金善珍紫芒啊尺寸可變地點:韓國兩水里2019
編者按:
“泛雕塑”的討論在西方雕塑界20世紀60年代就有出現,中國雕塑在早期蘇聯模式、后期歐美現當代雕塑影響下,未曾出現一條中國式的權威線索。往回看,中國雕塑最早的形態來源于工藝美術,其造型與材料加工的技術緊緊相連。而“塑像”源自宗教,如若是強行從傳統出發去看今天的當代雕塑,未免有些不恰當。有意思的是,中國雕塑在質疑中不斷出發,也確實走出了不少羊腸小道,譬如帶有中國特色的“藝術與鄉村項目“的開展,青年雕塑家沒有太多思維的限制和傳統的包袱,能夠及時有效、輕松幽默地回應時代,反而給雕塑的中國模式增加了閃光點。
據不完全統計,2017年1月1日至2019年12月31日,國內(含港澳臺)展覽中命名含“雕塑”一詞的有364場,含有“當代雕塑”字眼的17場(以上數據來源于雅昌藝術網),幾乎每2天就有一場雕塑類展覽開幕。可見,雕塑沒有被新詞代替,但它卻已經不是那個“紀念碑式的”“純形式審美的”“現成品的”雕塑了。今天,雕塑的討論涉及“5G”網絡、3D打印等前沿科技,也有“藝術鄉建”“社區藝術”等時下政治政策話題。
再看“雕塑”時我們到底在看什么?是雕塑的技法、雕塑的材料、雕塑的尺寸、雕塑的觀念還是雕塑的過程?亦或都不是。

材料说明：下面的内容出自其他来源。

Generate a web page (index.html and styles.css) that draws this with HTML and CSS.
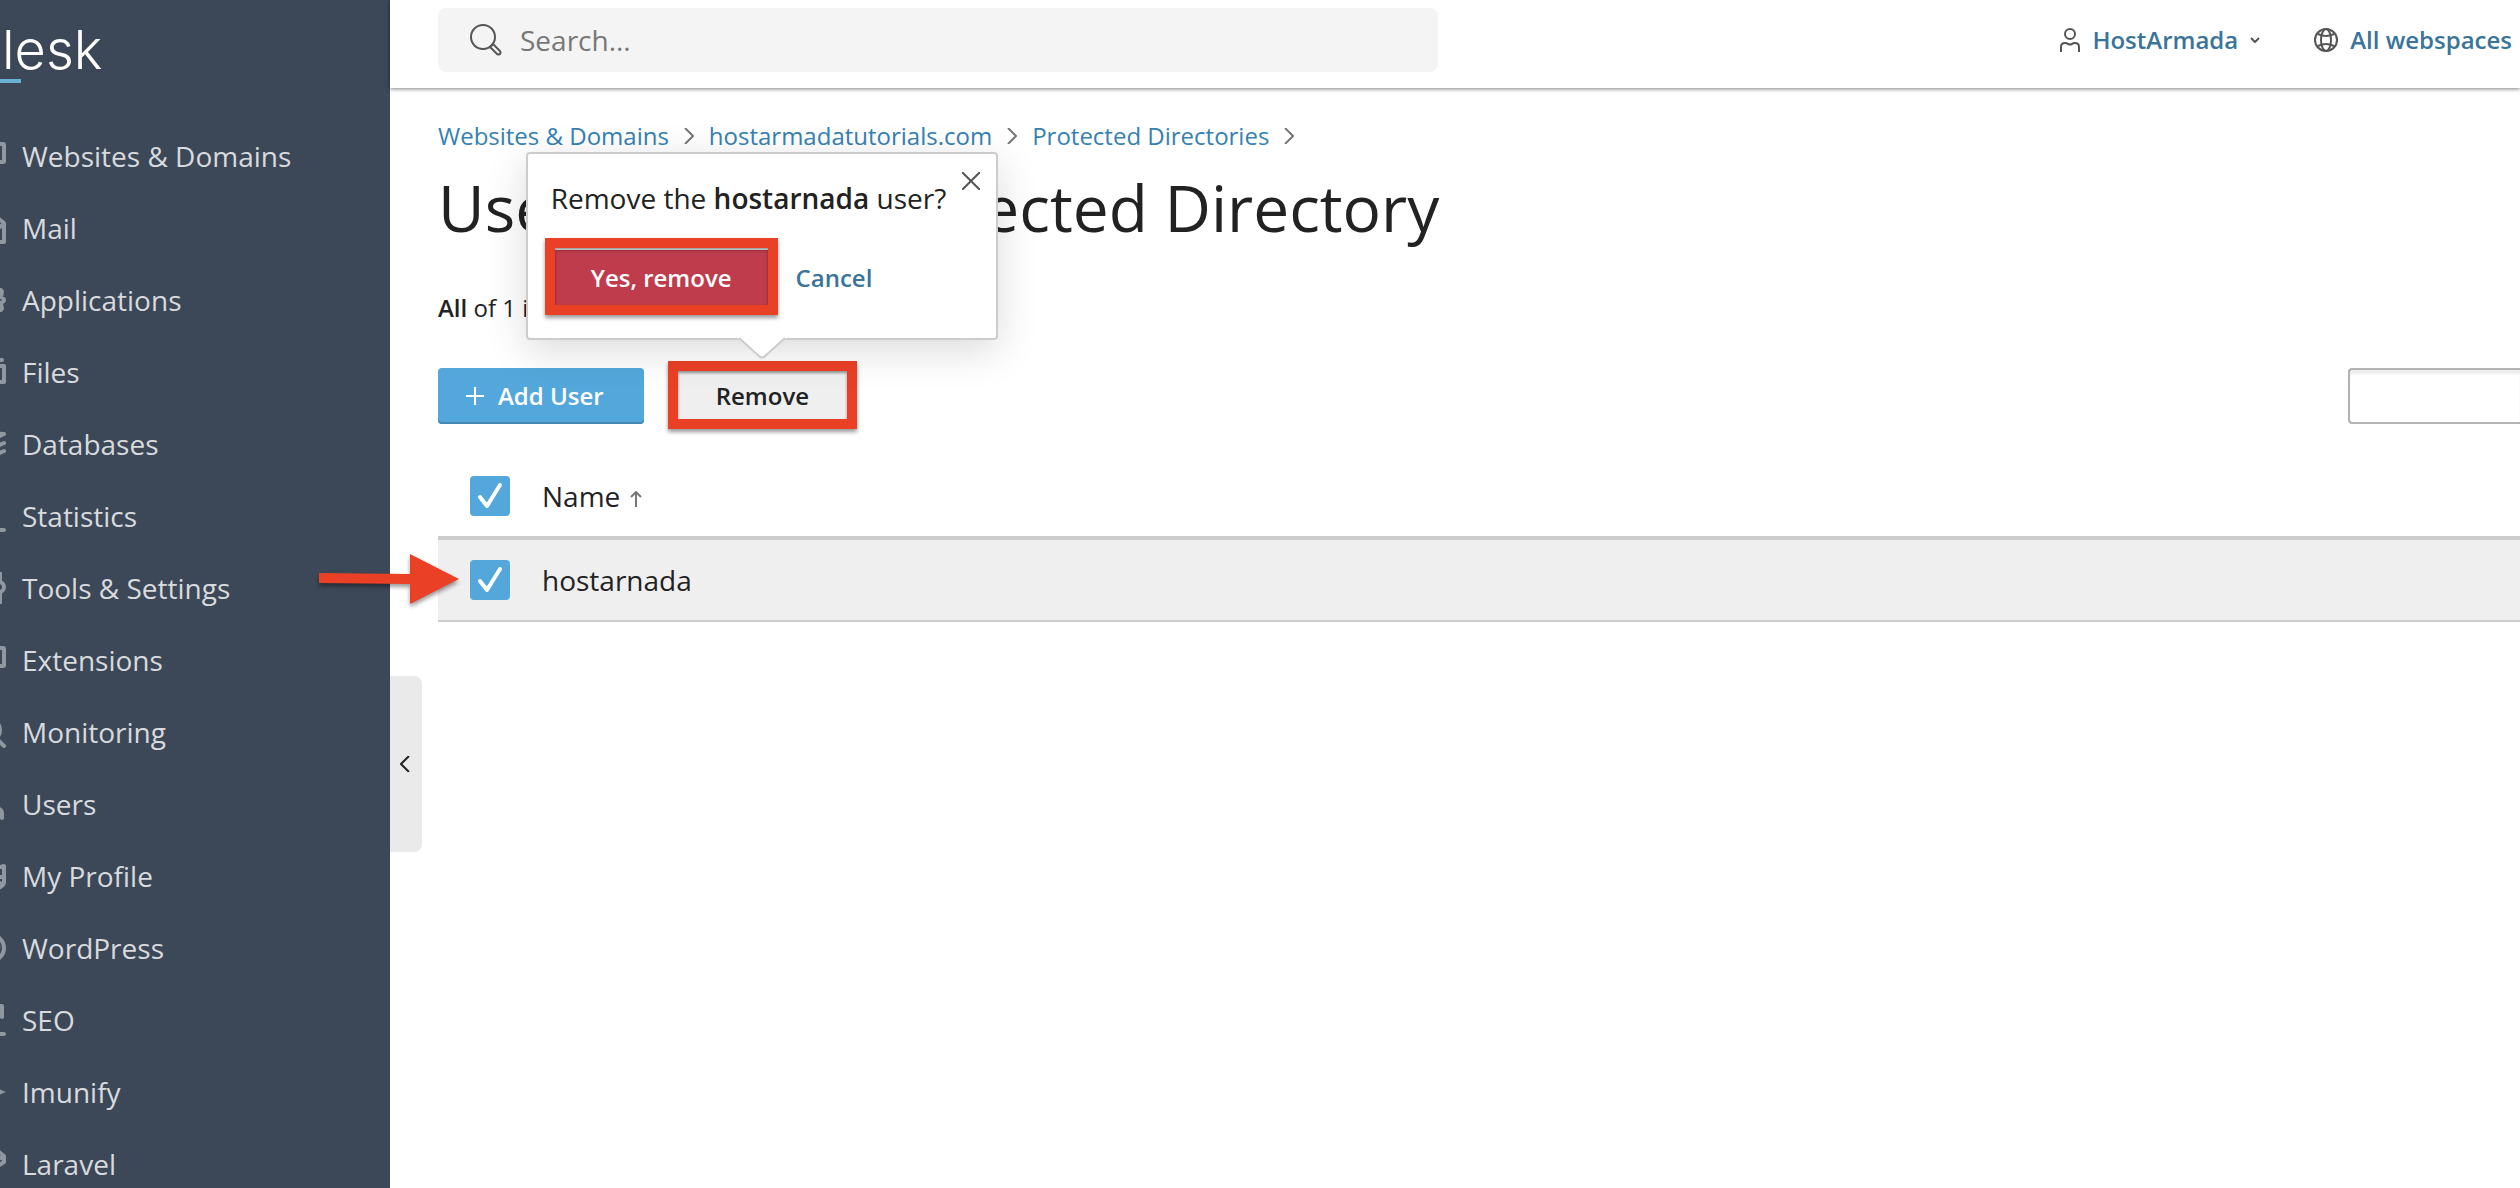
FILE: index.html
```html
<!DOCTYPE html>
<html lang="en">
<head>
<meta charset="utf-8">
<title>Users of Your Protected Directory</title>
<link rel="stylesheet" href="styles.css">
</head>
<body>
<div class="app">
  <aside class="sidebar">
    <a class="logo" href="#">lesk</a>
    <nav>
      <ul class="menu">
        <li><a href="#"><svg viewBox="0 0 32 32"><rect x="2" y="4" width="28" height="18" rx="1"/></svg>Websites &amp; Domains</a></li>
        <li><a href="#"><svg viewBox="0 0 32 32"><path d="M2 30V12L16 3l9 4 5 4v19zM2 13l14 9 14-10"/></svg>Mail</a></li>
        <li><a href="#"><svg viewBox="0 0 32 32"><path d="M16 6h8q4-1 4 2t-2 5q4 1 4 3t-4 3q2 2 2 5t-4 2h-8z"/></svg>Applications</a></li>
        <li><a href="#"><svg viewBox="0 0 32 32"><path d="M2 10h28v16H2zM14 4h14"/></svg>Files</a></li>
        <li><a href="#"><svg viewBox="0 0 32 32"><path d="M2 7l14-2 14 1-14 6zM2 14l14 7 14-6M2 22l14 7 14-6"/></svg>Databases</a></li>
        <li><a href="#"><svg viewBox="0 0 32 32"><path d="M2 30h28M8 22v-8M16 22V6"/></svg>Statistics</a></li>
        <li><a href="#"><svg viewBox="0 0 32 32"><path d="M26 1v8M26 21v10M8 1v30"/><circle cx="25" cy="15" r="5"/></svg>Tools &amp; Settings</a></li>
        <li><a href="#"><svg viewBox="0 0 32 32"><rect x="10" y="4" width="20" height="18" rx="1"/></svg>Extensions</a></li>
        <li><a href="#"><svg viewBox="0 0 32 32"><circle cx="15" cy="14" r="11"/><path d="M23 23l7 7"/></svg>Monitoring</a></li>
        <li><a href="#"><svg viewBox="0 0 32 32"><circle cx="16" cy="8" r="6"/><path d="M4 30v-4q0-6 8-6h8q8 0 8 6v4"/></svg>Users</a></li>
        <li><a href="#"><svg viewBox="0 0 32 32"><path d="M2 8h20l8-2v16q0 4-6 6H8M20 17h10M25 23h1"/></svg>My Profile</a></li>
        <li><a href="#"><svg viewBox="0 0 32 32"><circle cx="17" cy="16" r="13"/><path d="M22 8q4 6 1 12l-3 5"/></svg>WordPress</a></li>
        <li><a href="#"><svg viewBox="0 0 32 32"><path d="M18 14V2h10v11M4 30h26"/></svg>SEO</a></li>
        <li><a href="#"><svg class="solid" viewBox="0 0 32 32"><path d="M24 4q1 9 3 10l5 2-5 2q-2 1-3 10-2-9-4-10l-5-2 5-2q2-1 4-10z"/></svg>Imunify</a></li>
        <li><a href="#"><svg viewBox="0 0 32 32"><path d="M18 7l7-3 5 4v6l-12 8M20 12l10-3"/></svg>Laravel</a></li>
      </ul>
    </nav>
  </aside>

  <div class="page">
    <header class="topbar">
      <label class="search">
        <svg class="search-icon" viewBox="0 0 32 32"><circle cx="13" cy="13" r="12"/><path d="M20 23l3-3 7 7q1 2 0 3t-3 0z"/></svg>
        <input type="search" placeholder="Search..." aria-label="Search">
      </label>
      <div class="account">
        <a href="#">
          <svg class="user-icon" viewBox="0 0 20 24"><circle cx="10" cy="6" r="5"/><path d="M1 24v-5q0-4 4-4 2 0 3 1 2 1 4 0 1-1 3-1 4 0 4 4v5"/></svg>
          <span>HostArmada</span>
          <svg class="chevron-down" viewBox="0 0 10 6"><path d="M1 1l4 4 4-4"/></svg>
        </a>
        <a href="#">
          <svg class="globe-icon" viewBox="0 0 24 24"><circle cx="12" cy="12" r="11"/><ellipse cx="12" cy="12" rx="5" ry="11"/><path d="M4 6q8 4 16 0M4 18q8-4 16 0"/></svg>
          <span>All webspaces</span>
        </a>
      </div>
    </header>

    <main class="content">
      <nav class="breadcrumb" aria-label="Breadcrumb">
        <a href="#">Websites &amp; Domains</a>
        <svg viewBox="0 0 10 16"><path d="M1 0l8 8-8 8"/></svg>
        <a href="#">hostarmadatutorials.com</a>
        <svg viewBox="0 0 10 16"><path d="M1 0l8 8-8 8"/></svg>
        <a href="#">Protected Directories</a>
        <svg viewBox="0 0 10 16"><path d="M1 0l8 8-8 8"/></svg>
      </nav>
      <h1>Users of Your Protected Directory</h1>
      <p class="count"><b>All</b> of 1 items</p>

      <div class="toolbar">
        <button class="btn btn-primary" type="button"><svg viewBox="0 0 18 18"><path d="M9 0v18M0 9h18"/></svg>Add User</button>
        <div class="anchor">
          <button class="btn btn-default" type="button">Remove</button>
          <span class="mark mark-remove"></span>
          <div class="popover" role="dialog" aria-label="Confirm removal">
            <p>Remove the <b>hostarnada</b> user?</p>
            <button class="close" type="button" aria-label="Close"><svg viewBox="0 0 18 18"><path d="M0 0l18 18M18 0L0 18"/></svg></button>
            <div class="actions">
              <div class="anchor">
                <button class="btn btn-danger" type="button">Yes, remove</button>
                <span class="mark mark-confirm"></span>
              </div>
              <button class="btn btn-link" type="button">Cancel</button>
            </div>
            <svg class="tip" viewBox="0 0 48 22"><path d="M0 0h48v2h-1L26 20q-2 2-4 0L1 2H0z" class="tip-fill"/><path d="M1 1l21 19q2 1 4 0L47 1" class="tip-line"/></svg>
          </div>
        </div>
        <input class="filter" type="text" aria-label="Filter users">
      </div>

      <table class="list">
        <thead>
          <tr>
            <th class="select"><input type="checkbox" checked aria-label="Select all"></th>
            <th>Name <svg class="sort" viewBox="0 0 12 16"><path d="M6 16V1M1 6l5-5 5 5"/></svg></th>
          </tr>
        </thead>
        <tbody>
          <tr>
            <td class="select"><input type="checkbox" checked aria-label="Select hostarnada"></td>
            <td>hostarnada</td>
          </tr>
        </tbody>
      </table>
    </main>

    <button class="collapse" type="button" aria-label="Collapse sidebar"><svg viewBox="0 0 10 16"><path d="M9 0L1 8l8 8"/></svg></button>
    <svg class="pointer" viewBox="0 0 140 50"><path d="M0 19l91 1V0l49 25-49 25V30L0 29z"/></svg>
  </div>
</div>
</body>
</html>
```
FILE: styles.css
```css
* { box-sizing: border-box; }

body {
  margin: 0;
  background: #fff;
  color: #222;
  font: 28px/40px "Open Sans", "Noto Sans", sans-serif;
}

a { color: #3681b1; text-decoration: none; }
b { font-weight: 600; }
p { margin: 0; }
button, input { font: inherit; color: inherit; }
svg { display: block; flex: none; fill: none; stroke: #555; stroke-width: 2; }

.app {
  display: grid;
  grid-template-columns: 390px 1fr;
  height: 100vh;
  overflow: hidden;
}

/* Sidebar */
.sidebar { background: #3c4858; overflow: hidden; }

.logo {
  display: block;
  height: 120px;
  padding: 18px 0 0 2px;
  background: linear-gradient(#67b1d2, #67b1d2) 0 79px / 21px 4px no-repeat;
  color: #fff;
  font: 300 54px/64px Inter, sans-serif;
}

.menu { margin: 0 0 0 -26px; padding: 0; list-style: none; }
.menu a {
  display: flex;
  align-items: center;
  gap: 16px;
  height: 72px;
  color: #d8dadd;
}
.menu svg { width: 32px; height: 32px; stroke: #9097a0; stroke-width: 4; stroke-linecap: round; stroke-linejoin: round; }
.menu .solid { fill: #9097a0; stroke: none; }

/* Top bar */
.page { position: relative; min-width: 0; }

.topbar {
  display: flex;
  align-items: center;
  justify-content: space-between;
  height: 88px;
  padding: 0 8px 8px 48px;
  box-shadow: 0 1px 4px rgba(0, 0, 0, .5);
}

.search {
  display: flex;
  align-items: center;
  gap: 18px;
  width: 1000px;
  height: 64px;
  padding: 0 32px;
  border-radius: 8px;
  background: #f4f4f4;
}
.search input { flex: 1; padding: 0; border: 0; outline: 0; background: none; }
.search input::placeholder { color: #777; opacity: 1; }
.search-icon { width: 32px; height: 32px; }

.account { display: flex; gap: 54px; font-size: 24px; font-weight: 600; }
.account a { display: flex; align-items: center; gap: 12px; color: #3a7599; }
.user-icon { width: 20px; height: 24px; }
.globe-icon { width: 24px; height: 24px; }
.chevron-down { width: 10px; height: 6px; }

/* Content */
.content { padding: 30px 0 0 48px; }

.breadcrumb { display: flex; align-items: center; gap: 15px; font-size: 24px; line-height: 36px; }
.breadcrumb svg { width: 10px; height: 16px; stroke: #777; }

h1 { margin: 14px 0 0; font-size: 64px; font-weight: 400; line-height: 80px; }
.count { margin-top: 42px; font-size: 24px; line-height: 36px; }

.toolbar { display: flex; gap: 28px; margin: 42px 0 32px; }
.anchor { position: relative; }

.btn {
  display: flex;
  align-items: center;
  height: 56px;
  padding: 0 40px;
  border: 0;
  border-radius: 4px;
  font-size: 24px;
  font-weight: 600;
}
.btn-primary { gap: 14px; padding: 0 40px 0 28px; background: #53a7da; box-shadow: inset 0 -2px #4488b2; color: #fff; }
.btn-primary svg { width: 18px; height: 18px; stroke: #fff; }
.btn-default { padding: 0 44px; background: #efefef; }
.btn-danger { background: #bf3c4c; color: #fff; }
.btn-link { padding: 0 24px; background: none; color: #3a7599; }

.filter {
  width: 172px;
  height: 56px;
  margin-left: auto;
  border: 2px solid #b3b3b3;
  border-right: 0;
  border-radius: 4px 0 0 4px;
  box-shadow: inset 0 4px 2px #eee;
}

/* Confirmation popover */
.popover {
  position: absolute;
  bottom: calc(100% + 28px);
  left: -146px;
  width: 472px;
  padding: 24px 23px 32px;
  border: 2px solid #ccc;
  border-radius: 4px;
  background: #fff;
  box-shadow: 0 10px 40px rgba(0, 0, 0, .15);
  white-space: nowrap;
}
.actions { display: flex; margin-top: 32px; }
.close { position: absolute; top: 18px; right: 16px; padding: 0; border: 0; background: none; }
.close svg { width: 18px; height: 18px; }
.tip { position: absolute; top: calc(100% - 1px); left: 210px; width: 48px; height: 22px; }
.tip-fill { fill: #fff; stroke: none; }
.tip-line { stroke: #ccc; }

/* Red callouts */
.mark {
  position: absolute;
  border: 10px solid #ea4025;
  box-shadow: 0 3px 4px rgba(0, 0, 0, .4), inset 0 2px 3px rgba(0, 0, 0, .4);
  pointer-events: none;
}
.mark-remove { inset: -7px -4px -5px; }
.mark-confirm { inset: -12px -6px -9px; }
.pointer {
  position: absolute;
  top: 554px;
  left: -71px;
  width: 140px;
  height: 50px;
  overflow: visible;
  filter: drop-shadow(0 3px 2px rgba(0, 0, 0, .4));
}
.pointer path { fill: #ea4025; stroke: none; }

/* List */
.list { width: 100%; border-collapse: separate; border-spacing: 0; }
.list th, .list td { height: 80px; padding: 0; font-weight: 400; text-align: left; }
.list th { height: 84px; border-bottom: 4px solid #ccc; }
.list td { height: 82px; border-bottom: 2px solid #ccc; background: #efefef; }
.list .select { width: 104px; padding-left: 32px; }
.sort { display: inline-block; width: 12px; height: 16px; margin-left: 2px; stroke: #777; }

input[type="checkbox"] {
  display: block;
  width: 40px;
  height: 40px;
  margin: 0;
  border-radius: 4px;
  appearance: none;
  background: #53a7da url("data:image/svg+xml,%3Csvg xmlns='http://www.w3.org/2000/svg' viewBox='0 0 40 40'%3E%3Cpath d='M10 23l7 9 13-21' fill='none' stroke='%23fff' stroke-width='4' stroke-linecap='round' stroke-linejoin='round'/%3E%3C/svg%3E") 0 -2px;
}

.collapse {
  position: absolute;
  top: 676px;
  left: 0;
  width: 32px;
  height: 176px;
  padding: 0 0 0 10px;
  border: 0;
  border-radius: 0 8px 8px 0;
  background: #eaeaea;
}
.collapse svg { width: 10px; height: 16px; stroke: #222; }
```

今天談“雕塑是什么”已經不算前沿話題了。但此話題仍然有展開的必要,原因有三:一,年輕雕塑家持續不斷地加入中國雕塑的浪潮,其價值生產一直在持續;二,經歷了十幾年的當代雕塑探索,雕塑的創作和展示地域早已不再局限于美術館和城市,雕塑走進了鄉村、荒原、天空和大海,它不再為觀看而存在;三,雕塑家的身份在跨界的浪潮下已被解構,從“雕塑家跨界成為XX家”轉向“XX家搶了雕塑家的活兒”,那么,是什么使今天的雕塑人人可為?盡管我們無法清晰地說出明天的雕塑是什么,但藝術家可以通過思考已經出現的雕塑形態去假設和暢談明天雕塑可能的樣子。之所以在專題命名中增加“中國”這一限制,是因為地緣的特殊性是恒久存在的,它影響著政治、經濟、外交,同時也賦予了中國雕塑藝術微妙的差異。日常生活中個體很難察覺它的存在,但雕塑的發展無不與土地相關。此次專題圍繞幾個分支展開探討:明天中國雕塑的材料;明天中國雕塑的手段;明天中國雕塑的主題;明天中國雕塑的展示方法;明天的中國雕塑家。